Holt was running a Washington, D.C., consulting company that does about $3.5 million in business. He decided that Manohar's idea was worth more -- a lot more. After doing some research, he decided the market potential would be measured not in millions, but billions.

What Achronix will market is a very fast "field programmable gate array" (FPGA) chip. Never heard of it? These chips are all around you -- and if Achronix has its way, there will soon be a lot more.

Practically everything electrical has a chip or three or four in it: telephones, cars, video games, microwave ovens, cameras, even some toasters -- some $77 billion a year worth of chips, $24 billion of which are "custom logic" chips, with programming specific to the device. About 75 percent of those are "application-specific" chips, with the programming hard-wired into them. The rest are FPGAs, currently representing about a $4 billion market.

A "gate array" is just a lot of transistors that act as configurable switches, turning on or off to represent the ones and zeros of computation. On a programmable gate array you can tell those switches how to set themselves to perform certain tasks, and you end up with a chip programmed for the device in which it works, just like the application-specific chip. Except that a manufacturer can use the same FPGA chip in a lot of different devices, change the programming when a new model comes out, and even change the programming after the device is in the customer's hands via an upgrade sent over the Internet or a telecommunications network.

The catch is that application-specific, hardwired chips have typically been much faster than FPGAs. Until now.

Manohar's innovation is a way to speed up an FPGA chip by, ironically, removing the clock. Most chips generate a "clock signal," a beat that every component follows in lockstep, like a rowing crew following the coxswain's call. Manohar devised a way to let each component on the chip run at its own maximum speed, notifying the next in line when it is finished processing and can pass along its result. Engineers call this asynchronous (i.e., not synchronized) processing. FPGA chips using Manohar's technology can run as fast as application-specific chips while offering the flexibility of programmability, and adding power efficiency as a bonus. "Our competition is not FPGA vendors," Holt says, explaining that Achronix expects to sell to customers who previously used application-specific chips. "We expect to at least double the FPGA share of the custom-logic market," he says.

Holt and Manohar had their first front-porch discussion about forming Achronix in April 2004. By the end of September 2004 they had brought in as partners two Cornell Ph.D. alumni, Virantha Ekanayake and Clinton Kelly IV, both experts in asynchronous design. The four together contributed over $1.2 million of their own capital.

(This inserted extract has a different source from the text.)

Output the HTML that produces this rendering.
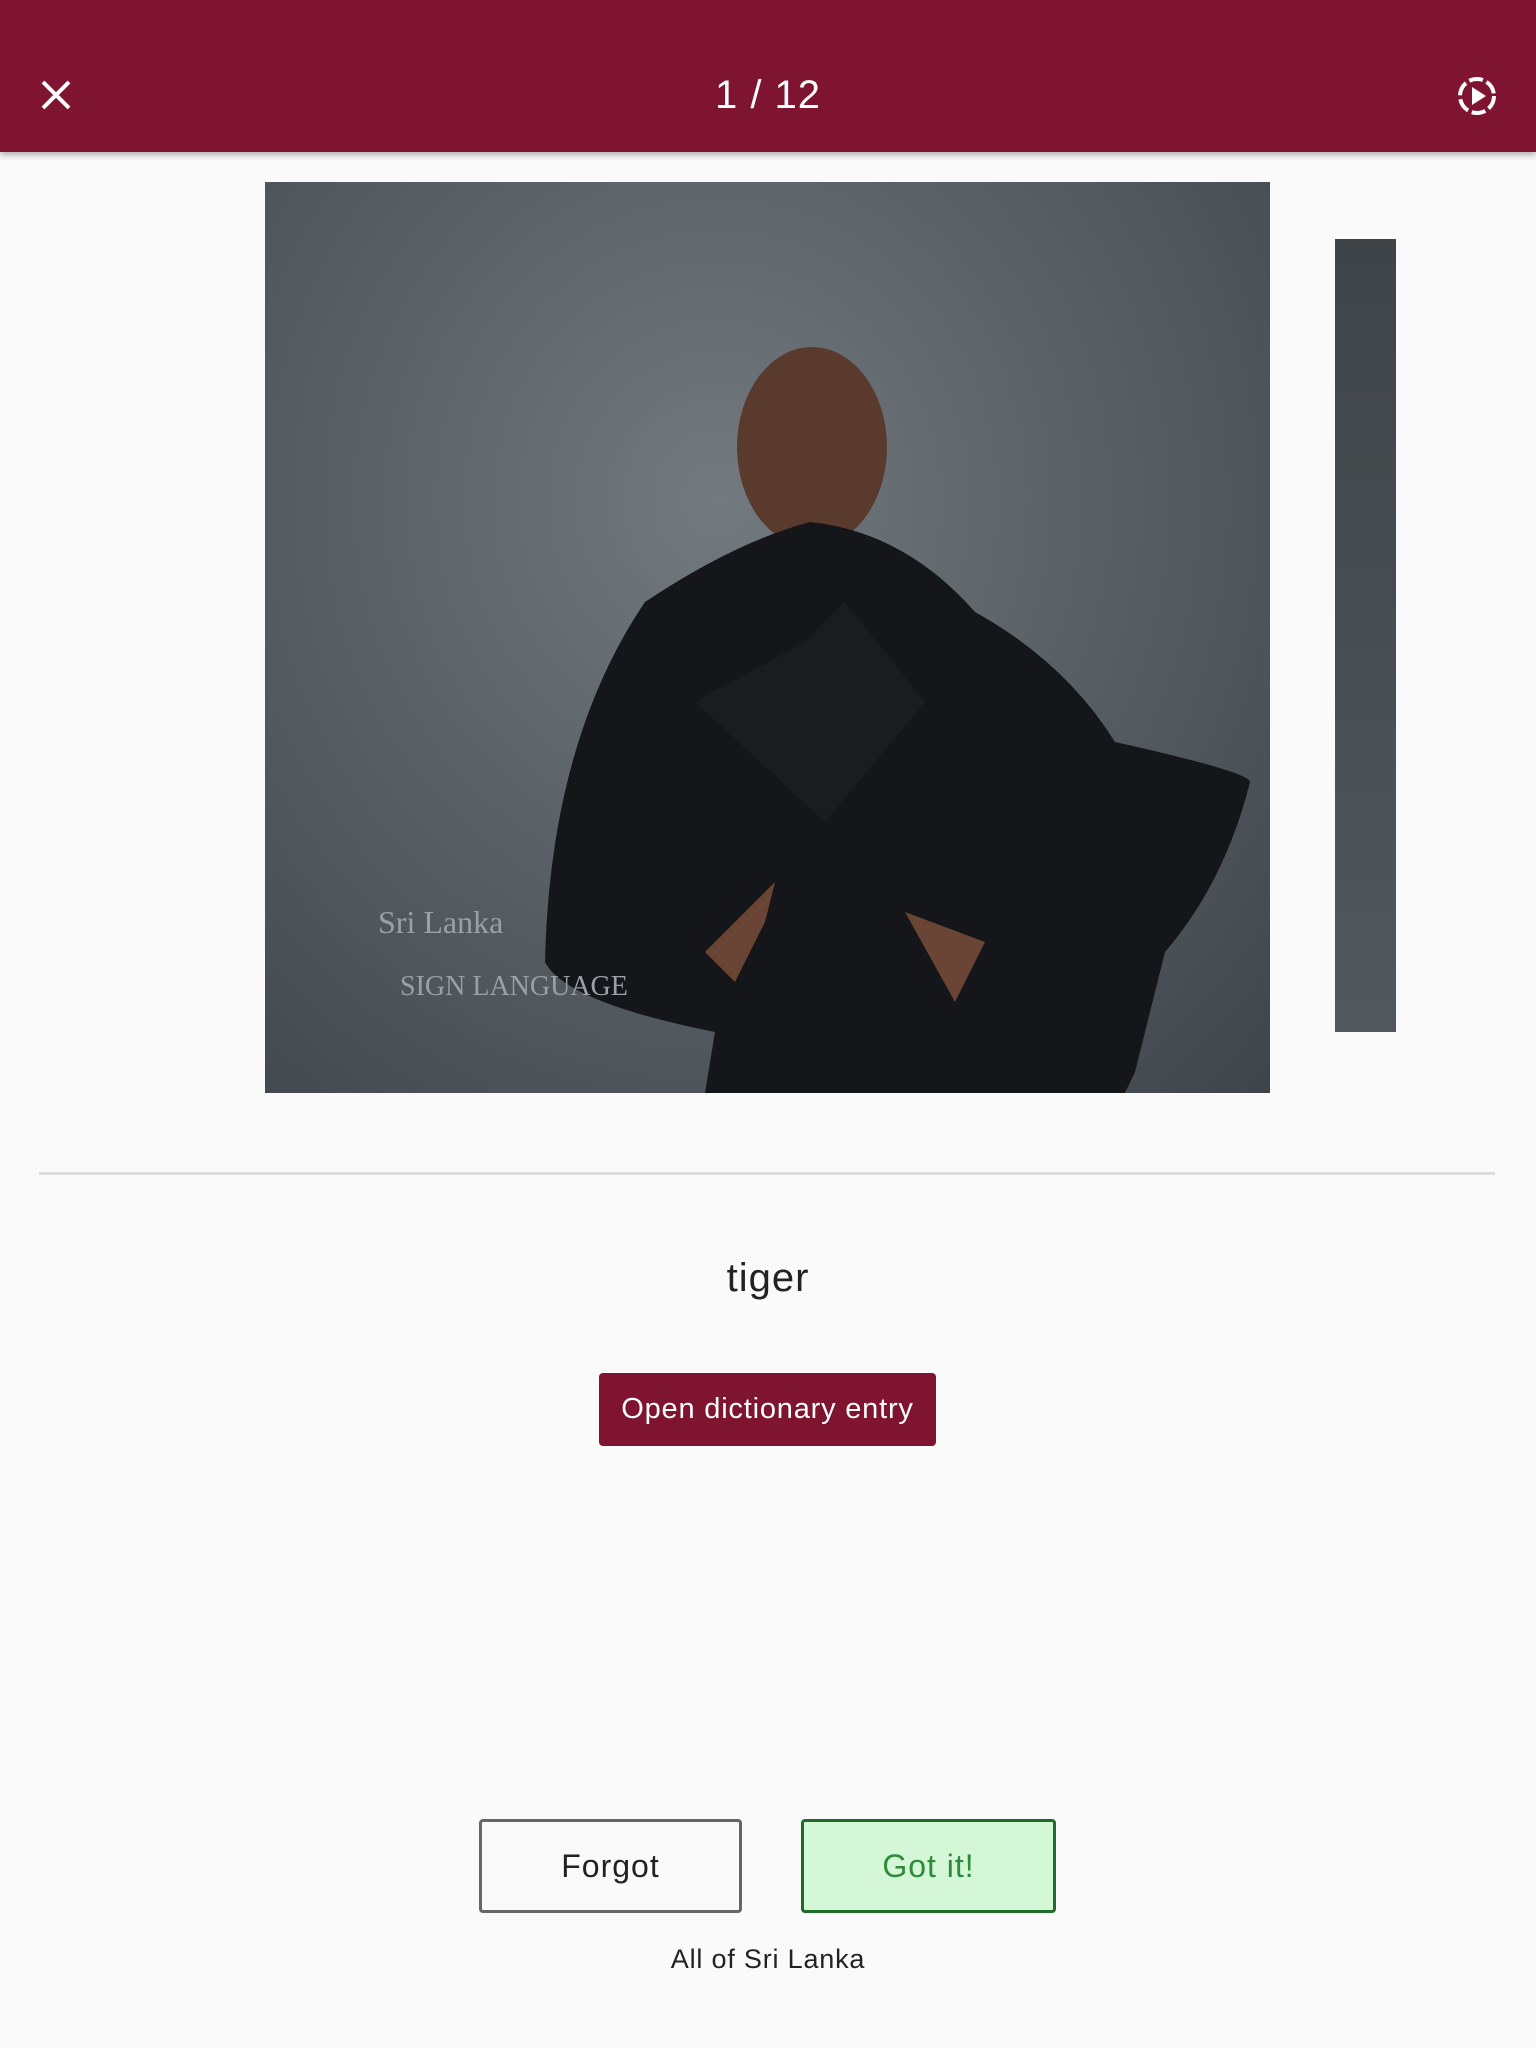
<!DOCTYPE html>
<html><head><meta charset="utf-8"><style>
body{margin:0;width:1536px;height:2048px;background:#fafafa;font-family:"Liberation Sans",sans-serif;position:relative;overflow:hidden}
.bar{position:absolute;left:0;top:0;width:1536px;height:152px;background:#7e1430;box-shadow:0 3px 6px rgba(0,0,0,.3)}
.title{position:absolute;left:0;width:1536px;top:72px;text-align:center;color:#fff;font-size:40px;line-height:46px;letter-spacing:1px}
.video{position:absolute;left:265px;top:182px;width:1005px;height:911px;background:radial-gradient(ellipse at 45% 35%,#727a80 0%,#5a6268 45%,#3e444a 100%);overflow:hidden}
.side{position:absolute;left:1335px;top:239px;width:61px;height:793px;background:linear-gradient(#3e4448,#50585e)}
.div{position:absolute;left:39px;top:1172px;width:1456px;height:3px;background:#ddd}
.tiger{position:absolute;left:0;width:1536px;top:1256px;text-align:center;font-size:40px;color:#222;letter-spacing:1px}
.btn{position:absolute;left:599px;top:1373px;width:337px;height:73px;background:#7e1430;color:#fff;border-radius:4px;font-size:29px;line-height:73px;text-align:center;letter-spacing:.8px}
.b2{position:absolute;top:1819px;height:88px;border-radius:4px;font-size:32px;line-height:88px;text-align:center;letter-spacing:1px}
.foot{position:absolute;left:0;width:1536px;top:1944px;text-align:center;font-size:27px;color:#222;letter-spacing:.8px}
</style></head><body>
<div class="bar">
<svg style="position:absolute;left:40px;top:79px" width="32" height="32" viewBox="0 0 32 32"><path d="M3 3L29 29M29 3L3 29" stroke="#fff" stroke-width="4"/></svg>
<div class="title">1 / 12</div>
<svg style="position:absolute;left:1456px;top:75px" width="42" height="42" viewBox="0 0 42 42"><circle cx="21" cy="21" r="17" fill="none" stroke="#fff" stroke-width="4" stroke-dasharray="14 4"/><path d="M16 12L30 21L16 30Z" fill="#fff"/></svg>
</div>
<div class="video">
<svg width="1005" height="911" viewBox="0 0 1005 911">
<ellipse cx="547" cy="265" rx="75" ry="100" fill="#5a3a2c"/>
<path d="M380 420Q470 360 545 340Q640 350 710 430Q800 480 850 560Q985 590 985 600Q960 700 900 770L870 890L860 911H440L450 850Q300 820 280 780Q285 560 380 420Z" fill="#141619"/>
<path d="M430 520L560 640L660 520L580 420L540 460Z" fill="#1a1c20"/>
<path d="M440 770L510 700L500 740L470 800Z M640 730L720 760L690 820Z" fill="#6a4434"/>
<text x="113" y="751" fill="#9aa0a4" font-size="32" font-family="Liberation Serif">Sri Lanka</text>
<text x="135" y="813" fill="#9aa0a4" font-size="28" font-family="Liberation Serif">SIGN LANGUAGE</text>
</svg>
</div>
<div class="side"></div>
<div class="div"></div>
<div class="tiger">tiger</div>
<div class="btn">Open dictionary entry</div>
<div class="b2" style="left:479px;width:257px;border:3px solid #666;color:#222;background:#fafafa">Forgot</div>
<div class="b2" style="left:801px;width:249px;border:3px solid #1e6b2a;color:#2e8b3a;background:#d4f7d8">Got it!</div>
<div class="foot">All of Sri Lanka</div>
</body></html>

CCTEC's Davis is managing the patent application and has executed an agreement for Cornell to license the patent to Achronix. Under Cornell policy, inventions by faculty are the intellectual property of the university, with licensing revenue shared among the inventor, the inventor's department and the university. So, technically, Manohar's company had to secure a license to market its co-founder's invention. Fortunately, Holt says, speaking from a lot of business experience, "Cornell is a very pleasant organization to work with."

As soon as a prototype chip was designed and tested, customers started calling, Holt says. "It's a very mature market, and people are always looking for incremental improvements -- but what we offer is not incremental, it is disruptive," he explains. The company expects to ship its first orders by the end of next year, he says. Achronix is offering two product lines: a very fast FPGA chip and another device designed to operate in "extreme environments."

It's still very much a start-up. Holt is looking for at least another $9 million in capital but doesn't expect that to be a problem. In between potential customers, he says, he's spending literally hundreds of hours on calls from interested investors, including not only traditional venture capital firms but also investment banks and larger institutional investors.

Manohar, meanwhile, is on sabbatical at the Massachusetts Institute of Technology, popping in and out at Achronix to work on the engineering side of the business and expressing some amazement at how far it has come. After his sabbatical ends and Achronix is well on its way, he says, he will probably spend one day a week, at most, on the company. "It's too much fun to be a college professor," he says.